Igreja aberta vai contra qualquer medida de saúde pública, diz especialista
O Brasil atravessa o pior momento da pandemia, com UTIs lotadas e altas taxas de transmissão da covid-19. Na tentativa de conter o avanço do vírus, governadores e prefeitos têm determinado restrições de circulação e fechamento do comércio. A permissão para manter igrejas abertas durante a quarentena, no entanto, tem sido criticada por especialistas. Os governadores João Doria (PSDB) e Ibaneis Rocha (MDB), de São Paulo e do Distrito Federal, respectivamente, classificaram as cerimônias religiosas como atividades essenciais, garantindo seu funcionamento mesmo na fase mais restritiva dos seus planos de combate à pandemia.
Para especialistas ouvidos pelo Estadão, as cerimônias religiosas, geralmente realizadas em locais fechados e com número grande de pessoas, têm alto risco de contaminação e vão na contramão dos esforços implementados para evitar um colapso da rede de saúde.
“Neste momento da pandemia, com as altíssimas taxas de transmissão que temos, considero essa medida totalmente incorreta, porque existem vários relatos de milhares de casos e centenas de surtos ligados a eventos religiosos, nos Estados Unidos, por exemplo, e vários publicados ao redor do mundo, diz a epidemiologista Denise Garrett, vice-presidente do Instituto Sabin Vaccine. “É inconcebível que, em uma situação que estamos enfrentando no Brasil, que é a pior fase, em que as restrições começam a ser adotadas, se ande na contramão do controle da pandemia.”
O médico e pesquisador da USP Marcio Bittencourt também cita casos de surtos em outros países. “Temos documentação conhecida de casos de supercontaminação em ambientes religiosos na Alemanha, na Coreia e em outros países. O principal evento da primeira grande complicação na Coreia do Sul foi um evento religioso, então a gente tem documentação que demonstra que, mais do que em outros ambientes, o ambiente religioso, com cantos e aglomerações de pessoas, é um ambiente de risco.”

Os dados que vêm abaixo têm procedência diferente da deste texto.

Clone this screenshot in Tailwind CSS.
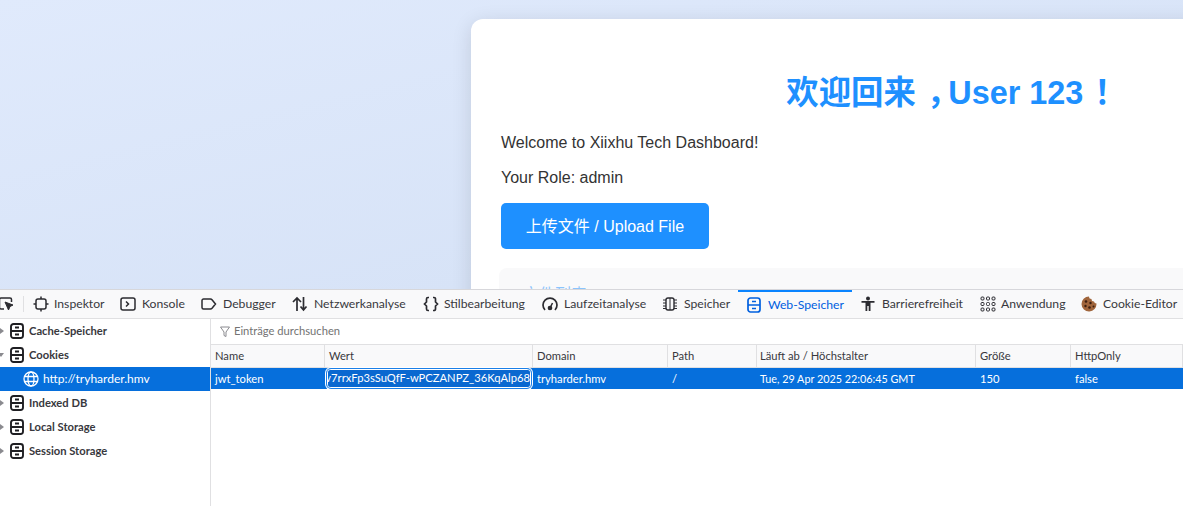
<!DOCTYPE html>
<html lang="en">
<head>
    <meta charset="UTF-8">
    <meta name="viewport" content="width=device-width, initial-scale=1.0">
    <script src="https://cdn.jsdelivr.net/npm/@tailwindcss/browser@4"></script>
    <title>Dashboard</title>
</head>
<body class="h-[506px] overflow-hidden bg-white flex flex-col">
    <!-- page being inspected -->
    <div class="h-[289px] shrink-0 overflow-hidden bg-gradient-to-br from-[#e0eafc] to-[#d3e0f5] pl-[471px] pt-[19px] font-['Liberation_Sans','Noto_Sans_CJK_SC',sans-serif]">
        <div class="w-[954px] h-[400px] bg-white rounded-xl shadow-[0_4px_20px_rgba(0,0,0,0.12)] p-[30px] text-[#333]">
            <h1 class="mt-[26px] pl-[6px] text-center text-[32.4px] leading-[37px] font-bold text-[#1e90ff]">欢迎回来<span class="relative left-[11px]">，</span>User 123<span class="relative left-[11px]">！</span></h1>
            <p class="mt-[22px] text-base leading-[18px]">Welcome to Xiixhu Tech Dashboard!</p>
            <p class="mt-[17px] text-base leading-[18px]">Your Role: admin</p>
            <button class="mt-[16px] w-[208px] h-[46px] pt-px bg-[#1e90ff] rounded-[5px] text-white text-base">上传文件 / Upload File</button>
            <div class="mt-[19px] -ml-[2px] bg-[#f9f9fa] rounded-lg h-[100px] pl-[24px] pt-[15px] text-base text-[#1e90ff]/50">文件列表</div>
        </div>
    </div>

    <!-- devtools -->
    <div class="flex-1 flex flex-col border-t border-[#d7d7db] bg-white text-[11.2px] text-[#38383d] font-['Lato',sans-serif]">
        <div class="h-[29px] shrink-0 flex bg-[#f9f9fa] border-b border-[#e0e0e2] text-[12.2px] whitespace-nowrap overflow-hidden">
            <div class="w-[25px] shrink-0 flex items-center">
                <div class="w-[24px] h-[16px] border-r border-[#e0e0e2] overflow-hidden">
                    <svg class="-ml-[2px]" width="16" height="16" viewBox="0 0 16 16" fill="none" stroke="#2b2b30" stroke-width="1.5"><path d="M6 13H3a1.5 1.5 0 0 1-1.5-1.5v-8A1.5 1.5 0 0 1 3 2h9a1.5 1.5 0 0 1 1.5 1.5V6"/><path d="M7 6l8 3-3 1.5L10.5 14z" fill="#2b2b30" stroke-width="1"/></svg>
                </div>
            </div>
            <div class="w-[87px] shrink-0 flex items-center gap-[5px] pl-2">
                <svg class="shrink-0" width="16" height="16" viewBox="0 0 16 16" fill="none" stroke="#2b2b30" stroke-width="1.5"><rect x="3" y="3" width="10" height="10" rx="2"/><path d="M8 0.5V3M8 13v2.5M0.5 8H3M13 8h2.5"/></svg>
                <span>Inspektor</span>
            </div>
            <div class="w-[81px] shrink-0 flex items-center gap-[6px] pl-2">
                <svg class="shrink-0" width="16" height="16" viewBox="0 0 16 16" fill="none" stroke="#2b2b30" stroke-width="1.5"><rect x="1" y="2" width="14" height="12" rx="2"/><path d="M6 5.5L8.5 8 6 10.5"/></svg>
                <span>Konsole</span>
            </div>
            <div class="w-[91px] shrink-0 flex items-center gap-[6px] pl-2">
                <svg class="shrink-0" width="16" height="16" viewBox="0 0 16 16" fill="none" stroke="#2b2b30" stroke-width="1.5"><path d="M2.5 3h7a2 2 0 0 1 1.5.7L14.5 8 11 12.300a2 2 0 0 1-1.500.7h-7a1.500 1.500 0 0 1-1.500-1.500v-7A1.500 1.500 0 0 1 2.500 3z"/></svg>
                <span>Debugger</span>
            </div>
            <div class="w-[131px] shrink-0 flex items-center gap-[6px] pl-2">
                <svg class="shrink-0" width="16" height="16" viewBox="0 0 16 16" fill="none" stroke="#2b2b30" stroke-width="1.700"><path d="M5 15V2M1 6l4-4 4 4"/><path d="M11.500 1v13M8.500 10.500l3 3.500 3-3.500"/></svg>
                <span>Netzwerkanalyse</span>
            </div>
            <div class="w-[119px] shrink-0 flex items-center gap-[5px] pl-2">
                <svg class="shrink-0" width="16" height="16" viewBox="0 0 16 16" fill="none" stroke="#2b2b30" stroke-width="1.700"><path d="M6 1.500H5a1.500 1.500 0 0 0-1.500 1.500v3L1.500 8l2 2v3A1.500 1.500 0 0 0 5 14.500h1"/><path d="M10 1.500h1A1.500 1.500 0 0 1 12.500 3v3l2 2-2 2v3a1.500 1.500 0 0 1-1.500 1.500h-1"/></svg>
                <span>Stilbearbeitung</span>
            </div>
            <div class="w-[120px] shrink-0 flex items-center gap-[6px] pl-2">
                <svg class="shrink-0" width="16" height="16" viewBox="0 0 16 16" fill="none" stroke="#2b2b30" stroke-width="1.700"><path d="M3 14A7 7 0 1 1 13 14"/><path d="M8 12l2.500-5" stroke-width="1.500"/><circle cx="8" cy="12" r="1.500" fill="#2b2b30"/></svg>
                <span>Laufzeitanalyse</span>
            </div>
            <div class="w-[84px] shrink-0 flex items-center gap-[6px] pl-2">
                <svg class="shrink-0" width="16" height="16" viewBox="0 0 16 16" fill="none" stroke="#2b2b30" stroke-width="1.400"><rect x="4" y="2" width="8" height="12" rx="2"/><path d="M8 2v12" stroke-width="1"/><path d="M1 4h3M1 7h3M1 10h3M1 12.500h3M12 4h3M12 7h3M12 10h3M12 12.500h3" stroke-width="1"/></svg>
                <span>Speicher</span>
            </div>
            <div class="w-[114px] shrink-0 flex items-center gap-[7px] pl-[9px] border-t-[2px] border-[#0a84ff] text-[#0060df]">
                <svg class="shrink-0" width="14" height="16" viewBox="0 0 14 16" fill="none" stroke="#0060df" stroke-width="1.700"><rect x="1" y="1" width="12" height="14" rx="2.500"/><path d="M1 8h12M5 4.500h4M5 11.500h4"/></svg>
                <span>Web-Speicher</span>
            </div>
            <div class="w-[120px] shrink-0 flex items-center gap-[6px] pl-2">
                <svg class="shrink-0" width="16" height="16" viewBox="0 0 16 16" fill="#2b2b30"><circle cx="8" cy="2.500" r="2"/><path d="M1.500 5h13v1.800H10.500V15H8.700v-5H7.300v5H5.500V6.800H1.500z"/></svg>
                <span>Barrierefreiheit</span>
            </div>
            <div class="w-[101px] shrink-0 flex items-center gap-[5px] pl-2">
                <svg class="shrink-0" width="16" height="16" viewBox="0 0 16 16" fill="none" stroke="#2b2b30" stroke-width="1"><rect x="1" y="1" width="3" height="3" rx="1"/><rect x="6.500" y="1" width="3" height="3" rx="1"/><rect x="12" y="1" width="3" height="3" rx="1"/><rect x="1" y="6.500" width="3" height="3" rx="1"/><rect x="6.500" y="6.500" width="3" height="3" rx="1"/><rect x="12" y="6.500" width="3" height="3" rx="1"/><rect x="1" y="12" width="3" height="3" rx="1"/><rect x="6.500" y="12" width="3" height="3" rx="1"/><rect x="12" y="12" width="3" height="3" rx="1"/></svg>
                <span>Anwendung</span>
            </div>
            <div class="flex items-center gap-[6px] pl-2">
                <svg class="shrink-0" width="16" height="16" viewBox="0 0 16 16"><path d="M8 .5a2.500 2.500 0 0 0 2.500 2.500A2.500 2.500 0 0 0 13 5.500a2.500 2.500 0 0 0 2.500 2A7.500 7.500 0 1 1 8 .5z" fill="#a0653c"/><circle cx="5" cy="5.500" r="1.300" fill="#3c1f10"/><circle cx="9.500" cy="7" r="1.200" fill="#3c1f10"/><circle cx="4.500" cy="10" r="1.200" fill="#3c1f10"/><circle cx="8.500" cy="11.500" r="1.300" fill="#3c1f10"/><circle cx="12.500" cy="10.500" r="1" fill="#3c1f10"/></svg>
                <span>Cookie-Editor</span>
            </div>
        </div>

        <div class="flex-1 flex min-h-0">
            <!-- storage tree -->
            <div class="w-[211px] shrink-0 border-r border-[#e0e0e2] font-bold text-[#38383d]">
                <div class="h-[24px] flex items-center">
                    <svg class="shrink-0 mr-[6px]" width="4" height="8" viewBox="0 0 4 8" fill="#8a8a8f"><path d="M0 1l4 3-4 3z"/></svg>
                    <svg class="shrink-0 mr-[5px]" width="14" height="16" viewBox="0 0 14 16" fill="none" stroke="#1f1f23" stroke-width="1.900"><rect x="1" y="1" width="12" height="14" rx="2.500"/><path d="M1 8h12M5 4.500h4M5 11.500h4"/></svg>
                    <span>Cache-Speicher</span>
                </div>
                <div class="h-[24px] flex items-center">
                    <svg class="shrink-0 mr-[6px]" width="4" height="8" viewBox="0 0 4 8" fill="#8a8a8f"><path d="M-2 2h6L1 6z"/></svg>
                    <svg class="shrink-0 mr-[5px]" width="14" height="16" viewBox="0 0 14 16" fill="none" stroke="#1f1f23" stroke-width="1.900"><rect x="1" y="1" width="12" height="14" rx="2.500"/><path d="M1 8h12M5 4.500h4M5 11.500h4"/></svg>
                    <span>Cookies</span>
                </div>
                <div class="h-[24px] flex items-center pl-[23px] gap-[4px] bg-[#066fdc] text-white font-normal text-[12px]">
                    <svg class="shrink-0" width="16" height="16" viewBox="0 0 16 16" fill="none" stroke="#fff" stroke-width="1.300"><circle cx="8" cy="8" r="7"/><ellipse cx="8" cy="8" rx="3" ry="7"/><path d="M1.500 5.500h13M1.500 10.500h13"/></svg>
                    <span>http://tryharder.hmv</span>
                </div>
                <div class="h-[24px] flex items-center">
                    <svg class="shrink-0 mr-[6px]" width="4" height="8" viewBox="0 0 4 8" fill="#8a8a8f"><path d="M0 1l4 3-4 3z"/></svg>
                    <svg class="shrink-0 mr-[5px]" width="14" height="16" viewBox="0 0 14 16" fill="none" stroke="#1f1f23" stroke-width="1.900"><rect x="1" y="1" width="12" height="14" rx="2.500"/><path d="M1 8h12M5 4.500h4M5 11.500h4"/></svg>
                    <span>Indexed DB</span>
                </div>
                <div class="h-[24px] flex items-center">
                    <svg class="shrink-0 mr-[6px]" width="4" height="8" viewBox="0 0 4 8" fill="#8a8a8f"><path d="M0 1l4 3-4 3z"/></svg>
                    <svg class="shrink-0 mr-[5px]" width="14" height="16" viewBox="0 0 14 16" fill="none" stroke="#1f1f23" stroke-width="1.900"><rect x="1" y="1" width="12" height="14" rx="2.500"/><path d="M1 8h12M5 4.500h4M5 11.500h4"/></svg>
                    <span>Local Storage</span>
                </div>
                <div class="h-[24px] flex items-center">
                    <svg class="shrink-0 mr-[6px]" width="4" height="8" viewBox="0 0 4 8" fill="#8a8a8f"><path d="M0 1l4 3-4 3z"/></svg>
                    <svg class="shrink-0 mr-[5px]" width="14" height="16" viewBox="0 0 14 16" fill="none" stroke="#1f1f23" stroke-width="1.900"><rect x="1" y="1" width="12" height="14" rx="2.500"/><path d="M1 8h12M5 4.500h4M5 11.500h4"/></svg>
                    <span>Session Storage</span>
                </div>
            </div>

            <!-- cookie table -->
            <div class="flex-1 min-w-0">
                <div class="h-[26px] flex items-center pl-[9px] gap-[4px] border-b border-[#e0e0e2] text-[#737373]">
                    <svg width="10" height="12" viewBox="0 0 10 12" fill="none" stroke="#8a8a8f"><path d="M.5 1h9L6 6v4.500L4 9.500V6z"/></svg>
                    <span>Einträge durchsuchen</span>
                </div>
                <div class="h-[23px] grid grid-cols-[114px_208px_135px_89px_219px_95px_1fr] bg-[#f9f9fa] border-b border-[#e0e0e2]">
                    <div class="pl-[4px] flex items-center border-r border-[#e0e0e2]">Name</div>
                    <div class="pl-[4px] flex items-center border-r border-[#e0e0e2]">Wert</div>
                    <div class="pl-[4px] flex items-center border-r border-[#e0e0e2]">Domain</div>
                    <div class="pl-[4px] flex items-center border-r border-[#e0e0e2]">Path</div>
                    <div class="pl-[3px] flex items-center border-r border-[#e0e0e2]">Läuft ab / Höchstalter</div>
                    <div class="pl-[4px] flex items-center border-r border-[#e0e0e2]">Größe</div>
                    <div class="pl-[4px] flex items-center border-r border-[#e0e0e2]">HttpOnly</div>
                </div>
                <div class="h-[21px] grid grid-cols-[114px_208px_135px_89px_219px_95px_1fr] bg-[#066fdc] text-white">
                    <div class="pl-[4px] pt-px flex items-center">jwt_token</div>
                    <div class="mx-[2px] my-[1px] flex justify-end items-center overflow-hidden whitespace-nowrap border border-white rounded-[4px] shadow-[0_0_0_1px_#1a7fe8,0_0_0_2px_#fff]">
                        <span class="bg-[#0a68d0]">VzNTkrv7rrxFp3sSuQfF-wPCZANPZ_36KqAlp68</span>
                    </div>
                    <div class="pl-[4px] pt-px flex items-center">tryharder.hmv</div>
                    <div class="pl-[4px] pt-px flex items-center">/</div>
                    <div class="pl-[3px] pt-px flex items-center text-[10.8px]">Tue, 29 Apr 2025 22:06:45 GMT</div>
                    <div class="pl-[4px] pt-px flex items-center">150</div>
                    <div class="pl-[4px] pt-px flex items-center">false</div>
                </div>
            </div>
        </div>
    </div>
</body>
</html>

A epidemiologista Denise Garrett enumera algumas razões pelas quais considera um erro do poder público liberar as atividades religiosas agora. “É um ambiente de alto risco, pois geralmente é fechado, com várias pessoas aglomeradas, pouca ventilação e este risco é muito aumentado pelas pessoas cantando e falando ao mesmo tempo. E, mesmo com o uso de máscara e distanciamento, essas medidas ajudam a diminuir o risco, mas elas não o eliminam”, avalia.
E prossegue indicando situações em que os cuidados podem não surtir efeito. “Sabemos que mesmo com distanciamento, álcool em gel, ainda assim pode haver uma transmissão pelo ar quando os hinos são cantados na igreja através de coros e sermões. Isso torna o ambiente de muito risco mesmo porque algumas das máscaras, se não são usadas corretamente, se houver espaços vagos entre a face e a máscara, permite-se ali a liberação ou inalação de partículas através desses espaços”, alerta.
Denise entende que a fé e espiritualidade para algumas pessoas são importantes, principalmente em uma fase tão difícil, mas considera que o objetivo principal deve ser não colocar em risco a vida das pessoas. “A espiritualidade, para ser exercida, não precisa ser em aglomerações em lugares fechados. Pode ser exercida de outras maneiras, além dos encontros virtuais que muitas igrejas têm feito. Há também outras opções, como encontros em locais abertos, mantendo um distanciamento com máscara, que seria uma situação bem mais segura.”
Procurada, a secretaria de saúde do Estado de São Paulo disse à reportagem que o posicionamento oficial foi dito pelo governador João Doria (PSDB) durante coletiva de imprensa em que divulgou a mudança na classificação dessas atividades. “Igreja, de qualquer natureza, tem uma função essencial, mas não está desobrigada a seguir as orientações sanitárias. As igrejas de qualquer religião têm papel essencial. Todos sabem que sou católico e a oração ajuda muito a aumentar a resiliência e esperança em relação ao futuro”, explicou.
Também reforçou que os templos deverão seguir medidas sanitárias como ocupação limitada dos assentos, distanciamento social, aferição da temperatura na entrada e uso obrigatório de máscaras. Procurado, o governo do Distrito Federal não se manifestou.